ARTIK YETER DİYE HAYKIRMAK İSTEDİĞİNİZ ZAMANLAR

Artık yeter diye haykırmak istediğiniz zamanlar; sizin sırtınızdaki yükü taşımaktan usandığınız, sıkıldığınız ve o yükü çekemediğiniz zamanlardır. Böyle zamanlarda sevginin arkasına bakmadan kaçtığı yaşamın ortasındayken, hasretin sizle dalga geçtiğini hissetmezsiniz bile…

O yüzden yalnızsınızdır. O yüzden yalnızlığınızı seversiniz. Çünkü hayatınızda sevgiyi vereceğiniz başka hiçbir şeyiniz yoktur; yalnızlığınızdan başka.

Lüzumsuz şeylerle kendinizi oyaladığınız zamanlar; gerçekleri görmezden geldiğiniz, gerçeklerden kaçtığınız, kaçmaya çalıştığınız zamanlardır. Çünkü kaçtığınız; ruhunuzun hamallıklarını yaptığı ve size yaşamı zorlaştıranlardır. Sevgiyi beklerken, sevgiyi hayal ederken; sevgisizliğe sizi mahkûm edenlerdir.

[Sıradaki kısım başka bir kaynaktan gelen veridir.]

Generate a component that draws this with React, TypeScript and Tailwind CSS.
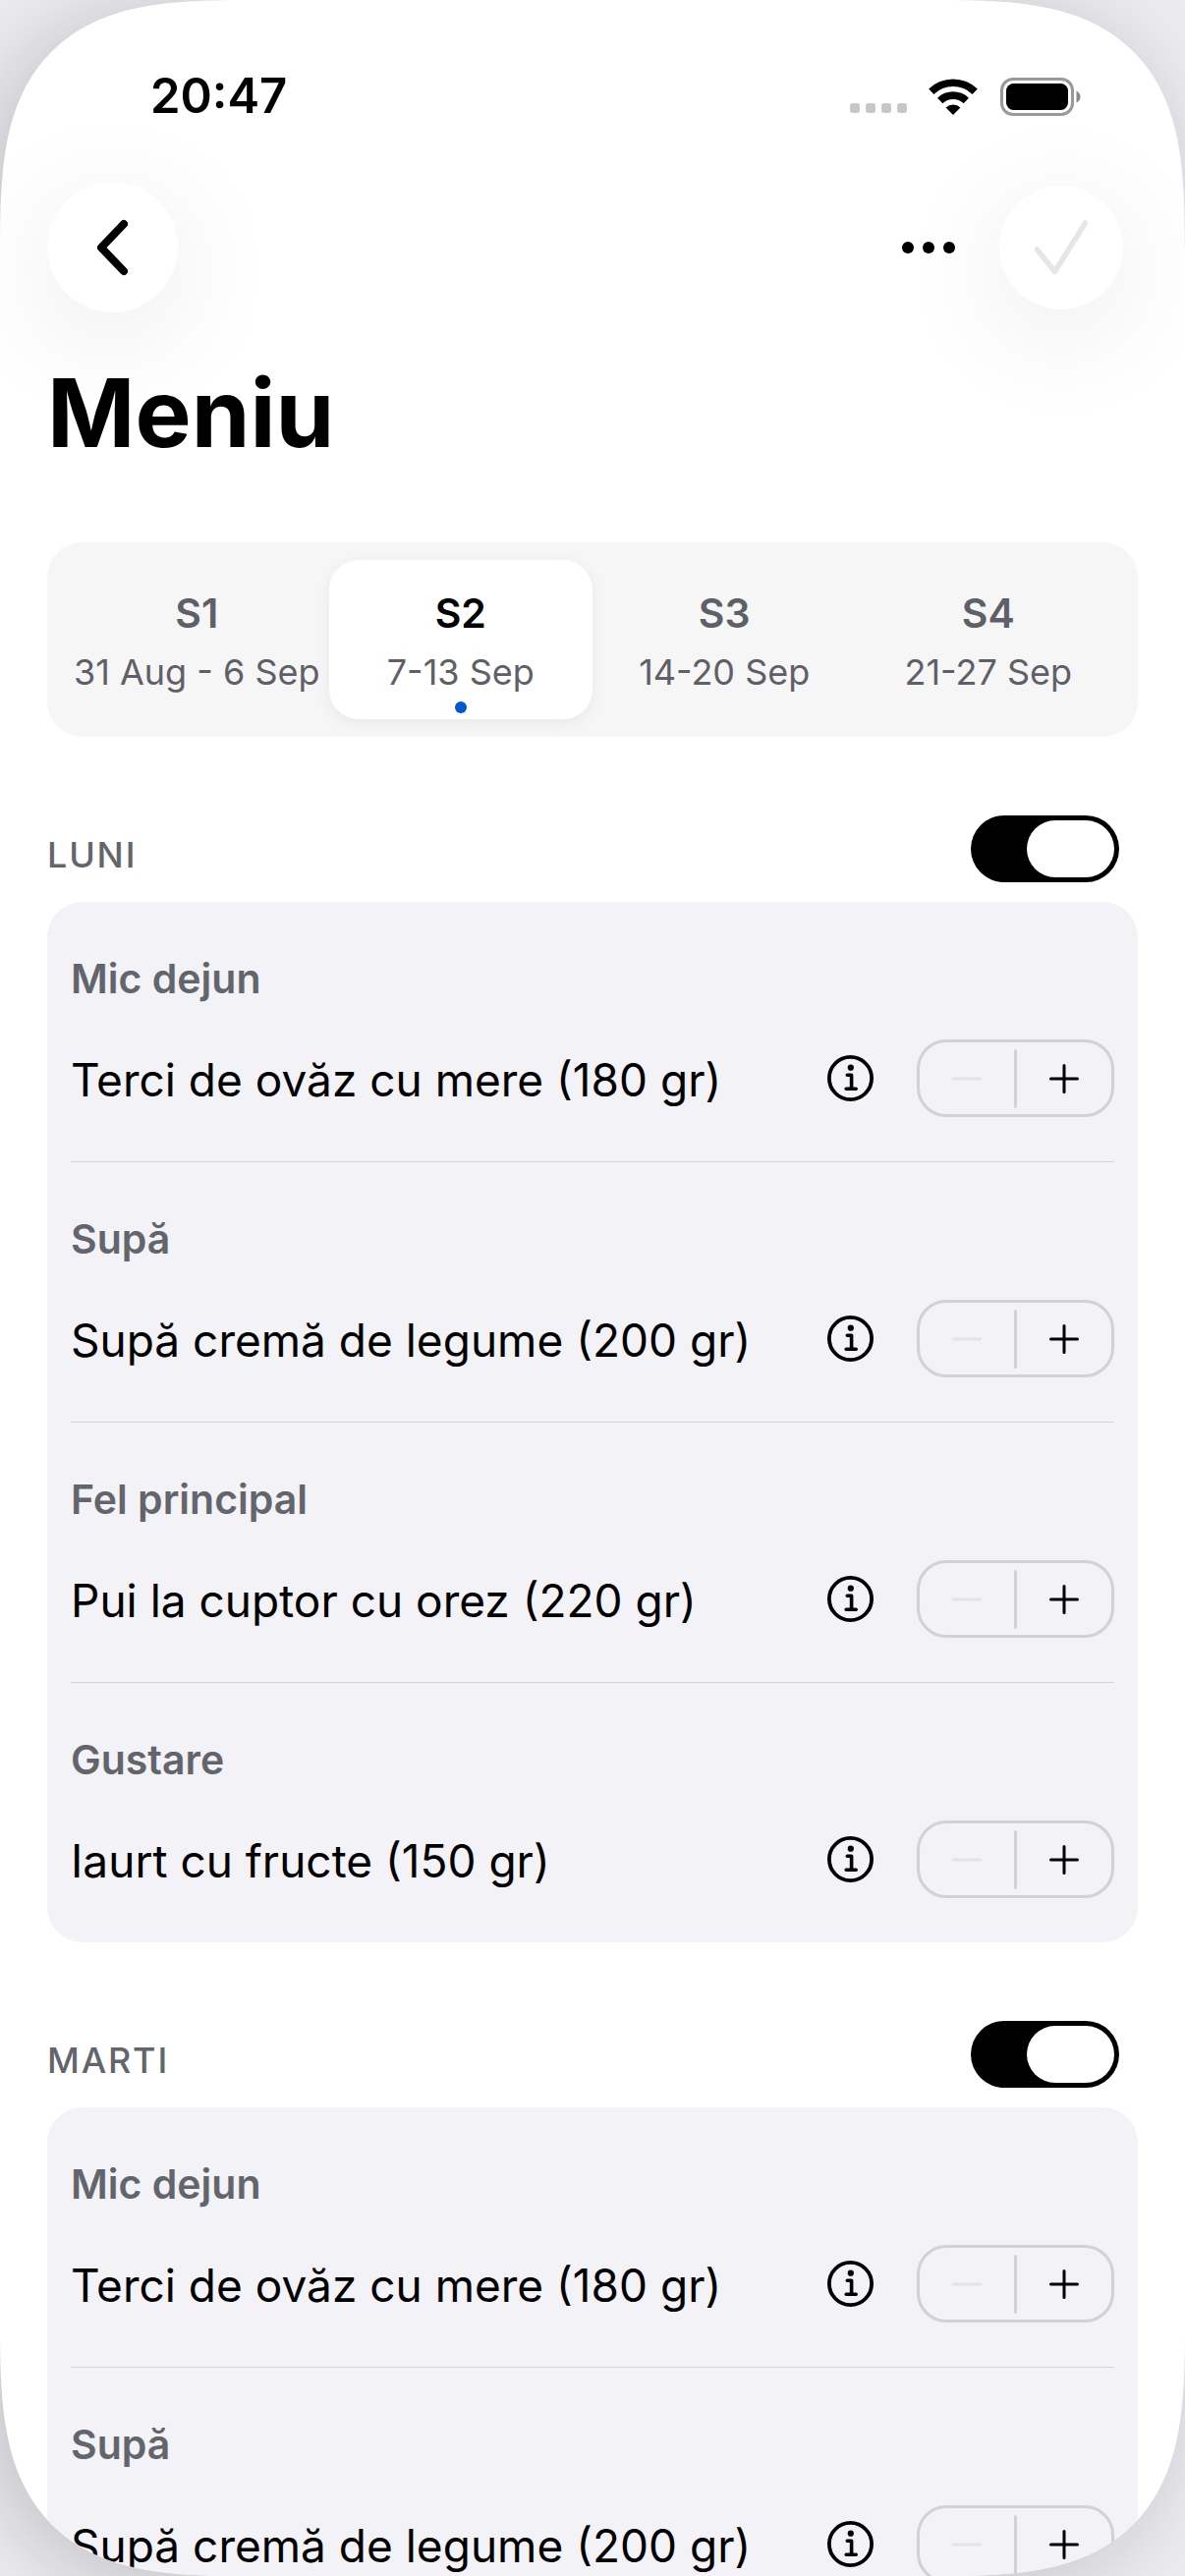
import { useState } from "react";

const weeks = [
  { id: "S1", range: "31 Aug - 6 Sep" },
  { id: "S2", range: "7-13 Sep", current: true },
  { id: "S3", range: "14-20 Sep" },
  { id: "S4", range: "21-27 Sep" },
];

type Meal = { course: string; dish: string };

const days: { name: string; meals: Meal[] }[] = [
  {
    name: "LUNI",
    meals: [
      { course: "Mic dejun", dish: "Terci de ovăz cu mere (180 gr)" },
      { course: "Supă", dish: "Supă cremă de legume (200 gr)" },
      { course: "Fel principal", dish: "Pui la cuptor cu orez (220 gr)" },
      { course: "Gustare", dish: "Iaurt cu fructe (150 gr)" },
    ],
  },
  {
    name: "MARTI",
    meals: [
      { course: "Mic dejun", dish: "Terci de ovăz cu mere (180 gr)" },
      { course: "Supă", dish: "Supă cremă de legume (200 gr)" },
    ],
  },
];

function StatusBar() {
  return (
    <div className="flex h-15 items-center justify-between pr-[58px] pl-[105px]">
      <span className="text-[49px] leading-15 font-semibold">20:47</span>
      <div className="flex items-center" aria-hidden="true">
        <div className="mt-6 mr-[22px] flex gap-1.5">
          <span className="size-2.5 rounded-[3px] bg-[#c7c7c7]" />
          <span className="size-2.5 rounded-[3px] bg-[#c7c7c7]" />
          <span className="size-2.5 rounded-[3px] bg-[#c7c7c7]" />
          <span className="size-2.5 rounded-[3px] bg-[#c7c7c7]" />
        </div>
        <svg width="50" height="37" viewBox="0 0 50 37" className="mr-[23px]">
          <g fill="none" stroke="#000" strokeWidth="7.6">
            <path d="M2.8 13.2 A32 32 0 0 1 47.2 13.2" />
            <path d="M11.7 22.4 A19.4 19.4 0 0 1 38.3 22.4" />
          </g>
          <path d="M25 37 L17.6 29.4 A10.6 10.6 0 0 1 32.4 29.4 Z" />
        </svg>
        <svg width="82" height="39" viewBox="0 0 82 39">
          <rect x="1.5" y="1.5" width="72" height="36" rx="11.5" fill="none" stroke="#999" strokeWidth="3" />
          <rect x="6" y="6" width="63" height="27" rx="7.5" />
          <path d="M77.5 13.5 Q81.5 15.5 81.5 19.5 Q81.5 23.5 77.5 25.5 Z" fill="#8a8a8a" />
        </svg>
      </div>
    </div>
  );
}

function NavBar() {
  return (
    <div className="flex items-center justify-between pr-[15px]">
      <button
        type="button"
        aria-label="Înapoi"
        className="flex size-[133px] items-center justify-center rounded-full bg-white shadow-[0_24px_120px_rgba(0,0,0,0.09)]"
      >
        <svg width="34" height="58" viewBox="0 0 34 58" fill="none" stroke="#000" strokeWidth="8" strokeLinecap="round" strokeLinejoin="round">
          <path d="M28 5 L5 29 L28 53" />
        </svg>
      </button>
      <div className="flex items-center gap-[45px]">
        <button type="button" aria-label="Mai multe" className="flex gap-[9px]">
          <span className="size-3 rounded-full bg-black" />
          <span className="size-3 rounded-full bg-black" />
          <span className="size-3 rounded-full bg-black" />
        </button>
        <button
          type="button"
          disabled
          aria-label="Salvează"
          className="flex size-[126px] items-center justify-center rounded-full bg-white shadow-[0_24px_120px_rgba(0,0,0,0.09)]"
        >
          <svg width="56" height="58" viewBox="0 0 56 58" fill="none" stroke="#e6e6e6" strokeWidth="5.5" strokeLinecap="round" strokeLinejoin="round">
            <path d="M3.5 31 L21.5 53.5 L52.5 4" />
          </svg>
        </button>
      </div>
    </div>
  );
}

function WeekPicker() {
  const [selected, setSelected] = useState("S2");

  return (
    <div className="mt-18 grid grid-cols-4 rounded-[36px] bg-[#f6f6f7] p-[18px]">
      {weeks.map((week) => (
        <button
          key={week.id}
          type="button"
          aria-pressed={selected === week.id}
          onClick={() => setSelected(week.id)}
          className={`flex flex-col items-center rounded-[30px] pt-[30px] pb-1.5 ${
            selected === week.id ? "bg-white text-black shadow-[0_4px_16px_rgba(0,0,0,0.06)]" : "text-[#5f6067]"
          }`}
        >
          <span className="text-[41px] leading-12 font-semibold">{week.id}</span>
          <span className="mt-3 text-[36px] leading-12 whitespace-nowrap text-[#5f6067]">{week.range}</span>
          <span className={`mt-1.5 size-3 rounded-full ${week.current ? "bg-[#0057d0]" : ""}`} />
        </button>
      ))}
    </div>
  );
}

function Stepper({ label }: { label: string }) {
  const [count, setCount] = useState(0);

  return (
    <div className="flex h-[79px] w-[201px] shrink-0 items-center rounded-[30px] border-3 border-[#d1d1d6]">
      <button
        type="button"
        aria-label={`Scade ${label}`}
        disabled={count === 0}
        onClick={() => setCount(count - 1)}
        className="flex h-full flex-1 items-center justify-center text-black disabled:text-[#e3e3e8]"
      >
        <svg width="32" height="32" viewBox="0 0 32 32" stroke="currentColor" strokeWidth="3" strokeLinecap="round">
          <path d="M2.5 16 H29.5" />
        </svg>
      </button>
      <span className="h-15 w-[3px] rounded-full bg-[#d1d1d6]" />
      <button
        type="button"
        aria-label={`Adaugă ${label}`}
        onClick={() => setCount(count + 1)}
        className="flex h-full flex-1 items-center justify-center"
      >
        <svg width="32" height="32" viewBox="0 0 32 32" stroke="#000" strokeWidth="3" strokeLinecap="round">
          <path d="M2.5 16 H29.5 M16 2.5 V29.5" />
        </svg>
      </button>
    </div>
  );
}

function MealRow({ course, dish }: Meal) {
  return (
    <li className="border-b border-[#d3d3d8] pt-[54px] pb-[45px] last:border-b-0">
      <h3 className="text-[41px] leading-12 font-semibold text-[#63656c]">{course}</h3>
      <div className="mt-[38px] flex items-center">
        <p className="flex-1 pt-0.5 text-[46px] leading-15 text-black">{dish}</p>
        <button type="button" aria-label={`Detalii ${dish}`} className="mr-11">
          <svg width="47" height="47" viewBox="0 0 47 47" fill="none" stroke="#000" strokeLinecap="round" strokeLinejoin="round">
            <circle cx="23.5" cy="23.5" r="21.6" strokeWidth="3.8" />
            <circle cx="23.8" cy="12.7" r="3.1" fill="#000" stroke="none" />
            <path d="M20.3 20.3 H24.6 V34.3 M19.2 34.3 H29.2" strokeWidth="3.6" />
          </svg>
        </button>
        <Stepper label={dish} />
      </div>
    </li>
  );
}

function DaySection({ name, meals }: { name: string; meals: Meal[] }) {
  const id = `day-${name.toLowerCase()}`;

  return (
    <section className="mt-20">
      <div className="flex items-end justify-between pr-[19px]">
        <label htmlFor={id} className="text-[36px] leading-14 font-medium tracking-wider text-[#63656c]">
          {name}
        </label>
        <input
          id={id}
          type="checkbox"
          role="switch"
          defaultChecked
          className="flex h-[68px] w-[151px] appearance-none items-center rounded-full bg-[#d1d1d6] px-[5px] before:h-[58px] before:w-[89px] before:rounded-full before:bg-white checked:justify-end checked:bg-black"
        />
      </div>
      <ul className="mt-5 rounded-[36px] bg-[#f2f2f7] px-6">
        {meals.map((meal) => (
          <MealRow key={meal.course} {...meal} />
        ))}
      </ul>
    </section>
  );
}

export default function App() {
  return (
    <div className="h-screen overflow-hidden bg-[#ebebf0] font-['Inter',sans-serif]">
      <div className="h-full overflow-hidden rounded-[180px] bg-white text-black shadow-[-16px_10px_90px_rgba(0,0,0,0.18)] supports-[corner-shape:squircle]:rounded-[255px] supports-[corner-shape:squircle]:[corner-shape:superellipse(1.585)]">
        <main className="h-full overflow-y-auto px-12 pt-[68px] [scrollbar-width:none]">
          <StatusBar />
          <div className="mt-[57px]">
            <NavBar />
          </div>
          <h1 className="mt-[42px] text-[96px] leading-[120px] font-bold">Meniu</h1>
          <WeekPicker />
          {days.map((day) => (
            <DaySection key={day.name} {...day} />
          ))}
        </main>
      </div>
    </div>
  );
}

Her gece aniden yükselen tanıdık bir müziğin sesiyle birlikte yaşamın tokadını yediğinizi hissedip içinizden taşan garip bir isyana eşlik eder gibi sabaha gidersiniz. Kimsenin bilmediği kimsesizliğinizle birlikte…

Artık yeter diye haykırmak istediğiniz zamanlar; artık yettiği zamanlardır. Ötesi olmayan, ötesini kabul edemediğiniz, edemeyeceğinizdir. O yüzden siz hayallerinize yeniden kavuşmak istiyor, yeni hayaller yaratmak istiyorsunuzdur. O yüzden geriye bakmak istemezliğinizle her şeyden arınmış bir şekilde çıplaklığınıza kavuşmak istersiniz. Sesinizi duyuramadığınız sizden uzak ama size sahip olduğunu sananlara, sizi sizden ayırmaya çalışanlara rağmen…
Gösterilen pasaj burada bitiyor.